I’m grateful that the Cabinet Secretary has reiterated her Government’s own commitment to the White Paper between ourselves, Plaid Cymru, and, let’s remember, the Liberal Democrats as well, even though they claim that they’re not part of this. But it is the truth that the UK Labour Party has also said nothing about what sort of trade deal we will get. Keir Starmer, who is the more sensible one, has made no mention at all about what this should be. The fact is that, as Paul Davies did point out quite correctly, we are supported by EU funds at the moment. If that were to be Barnettised, we would significantly lose our support here in Wales. That just underlines how, I’m afraid, David Rowlands’s comments were borne out of ignorance and spoken with no illumination in the Chamber today—[Interruption.] Well, no; I haven’t got time. I’m already out of time, I’m sorry, but I thought you showed you understood nothing about agriculture at all.

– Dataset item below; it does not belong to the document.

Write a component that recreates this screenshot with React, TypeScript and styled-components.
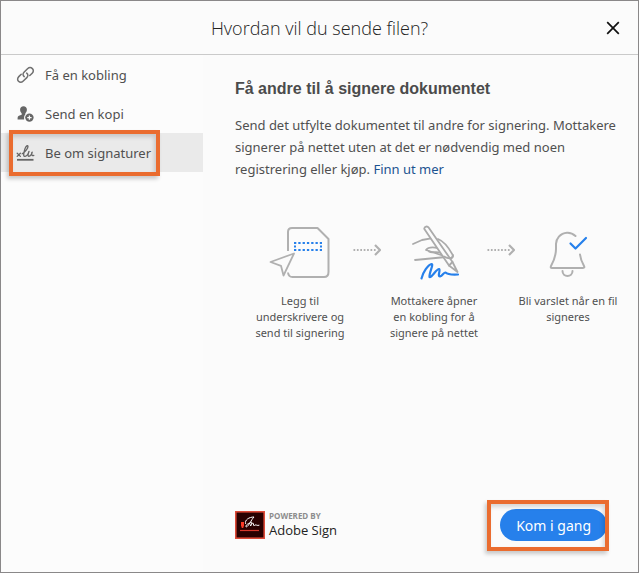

Neil Hamilton—we have made the same speech too many times in the same place at the moment, but the one thing that Neil Hamilton did say in the hustings on Monday night in Llandeilo that I though was honest, but I don’t accept it, was that his position was that he would accept a cost for leaving the European Union. I’m not prepared to do that, and neither is Plaid Cymru. Tomorrow, we’ll decide what will happen in the UK as a whole. Whatever happens, we will have elected one of the weakest Prime Ministers we have seen since the second world war, whoever wins that election, and I think we’re in for a very, very bumpy negotiation with the EU.